Do any lines in the data below contain "index"? If so, copy every one of them.

Dataset:
=-=-=
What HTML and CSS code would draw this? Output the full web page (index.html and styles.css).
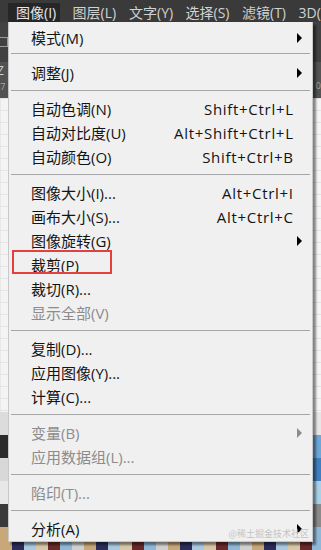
=-=-=
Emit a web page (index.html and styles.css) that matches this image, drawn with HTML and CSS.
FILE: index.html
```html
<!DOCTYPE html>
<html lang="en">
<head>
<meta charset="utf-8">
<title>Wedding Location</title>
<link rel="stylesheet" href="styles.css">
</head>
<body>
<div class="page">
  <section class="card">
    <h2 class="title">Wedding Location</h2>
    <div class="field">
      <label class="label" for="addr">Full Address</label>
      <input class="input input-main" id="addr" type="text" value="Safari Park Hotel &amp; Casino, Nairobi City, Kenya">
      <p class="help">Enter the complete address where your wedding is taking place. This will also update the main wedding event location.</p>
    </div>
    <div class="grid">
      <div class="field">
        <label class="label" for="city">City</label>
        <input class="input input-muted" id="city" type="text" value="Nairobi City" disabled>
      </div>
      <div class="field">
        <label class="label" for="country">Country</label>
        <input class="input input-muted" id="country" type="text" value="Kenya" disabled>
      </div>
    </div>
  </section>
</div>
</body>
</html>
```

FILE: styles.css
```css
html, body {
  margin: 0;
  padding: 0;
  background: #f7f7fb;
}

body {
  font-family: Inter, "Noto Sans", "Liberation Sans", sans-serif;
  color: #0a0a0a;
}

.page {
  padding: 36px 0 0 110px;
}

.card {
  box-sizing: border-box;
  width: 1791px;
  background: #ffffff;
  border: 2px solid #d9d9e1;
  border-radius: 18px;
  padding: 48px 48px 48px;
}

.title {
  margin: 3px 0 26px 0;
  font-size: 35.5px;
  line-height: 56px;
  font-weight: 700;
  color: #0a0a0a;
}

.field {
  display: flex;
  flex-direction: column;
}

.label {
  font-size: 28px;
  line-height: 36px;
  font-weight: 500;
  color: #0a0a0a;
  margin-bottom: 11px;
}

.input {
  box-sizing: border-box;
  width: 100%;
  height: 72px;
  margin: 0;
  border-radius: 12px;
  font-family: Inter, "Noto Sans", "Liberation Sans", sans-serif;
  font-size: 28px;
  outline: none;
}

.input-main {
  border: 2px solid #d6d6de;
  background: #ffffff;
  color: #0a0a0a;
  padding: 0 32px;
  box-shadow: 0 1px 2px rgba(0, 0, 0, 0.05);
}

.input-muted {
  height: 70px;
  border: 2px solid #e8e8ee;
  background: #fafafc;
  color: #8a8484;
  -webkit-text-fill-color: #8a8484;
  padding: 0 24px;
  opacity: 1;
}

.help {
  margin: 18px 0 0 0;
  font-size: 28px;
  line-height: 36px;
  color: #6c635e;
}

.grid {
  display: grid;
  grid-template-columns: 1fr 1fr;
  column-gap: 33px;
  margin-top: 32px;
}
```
=-=-=
Exercise response:
What HTML and CSS code would draw this? Output the full web page (index.html and styles.css).
Emit a web page (index.html and styles.css) that matches this image, drawn with HTML and CSS.
FILE: index.html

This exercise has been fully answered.